Si es verdad aquella teoría según la cual arriba es como abajo, la explicación de esta búsqueda y establecimiento constantes de una figura paterna a nivel gregario, tan acendrada en América Latina, no radica sólo en el encumbramiento al poder, habitualmente valido de astucia y capacidad corruptora, de uno de los segmentos de la sociedad, sino en muy enraizados rasgos idiosincrásicos de la misma, así como en igualmente profundas características antropológicas, sobre todo aquella que conduce a todo grupo social a la elección de un líder, así como al mantenimiento de una fidelidad al mismo que, en ocasiones, puede llevar paradójicamente al estropeamiento de las condiciones de vida del grupo.

Cuestión de escalas, la organización social reproduce arriba lo que se multiplica abajo: el núcleo familiar tradicional determina la necesaria existencia del padre, entendido como proveedor material pero también como fuente de autoridad, protección, instrucción, formación, modos de inserción en el siguiente grupo social en la escala –barrio, comunidad cultural, nacionalidad–, valores éticos y morales, etcétera.

A partir de estos dos principios –el de la búsqueda del padre a nivel tanto masivo como individual, por un lado, y por otro la corruptibilidad histórica del modelo social– es como mejor y más ampliamente puede comprenderse la proliferación reciente del cine latinoamericano que tiene a la orfandad como tema de fondo.
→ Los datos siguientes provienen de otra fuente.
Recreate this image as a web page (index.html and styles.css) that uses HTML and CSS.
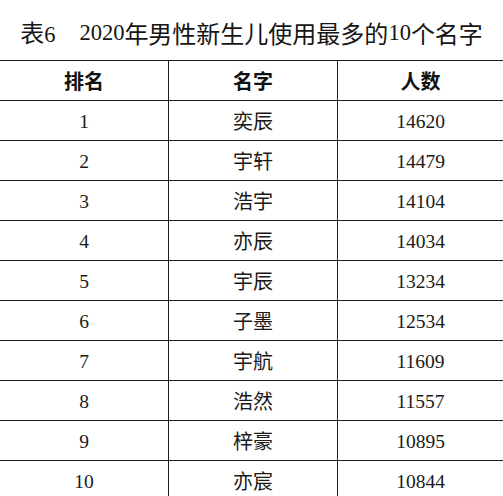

Puerto padre (Costa Rica-México, 2013), escrita, coproducida y dirigida por el costarricense y entonces menor de cuarenta años Gustavo Fallas, es uno de los ejemplos más recientes de dicha tendencia. Su protagonista –un joven e histriónicamente algo envarado Jason Pérez– es Daniel, un chico de apenas dieciséis años, sintomáticamente huérfano, que sale no en busca del padre sino de trabajo, y que involuntariamente halla más lo primero que lo segundo. La variante que le confiere singularidad al filme es la repulsión que Daniel muestra hacia lo que su recién descubierto padre es y significa: interpretado por un Gabriel Retes de aspecto decadente y repulsivo, Chico –hábil juego nominal-semántico para indicar la minoría de edad permanente de ciertos paterfamilias– es todo, menos aquello que se supondría debe ser un padre, y lo demuestra en el usufructo físico y emocional que hace de Soledad –una Adriana Álvarez que en buena medida se roba la pantalla–, virtual hija adoptiva a la que explota sin asomo de culpa.

He aquí un buen apunte, ahora costarricense, para reflexionar cinematográficamente en torno a la condición latinoamericana de patriarcados en bancarrota, rechazo patente a lo que la exacerbación de ese modelo ha prohijado, pero sobre todo en torno a la situación actual de orfandad cada tanto más acusada, que busca sin mucho éxito algo con qué sustituir a tlatoanis, tatas, padrastros y padrinos.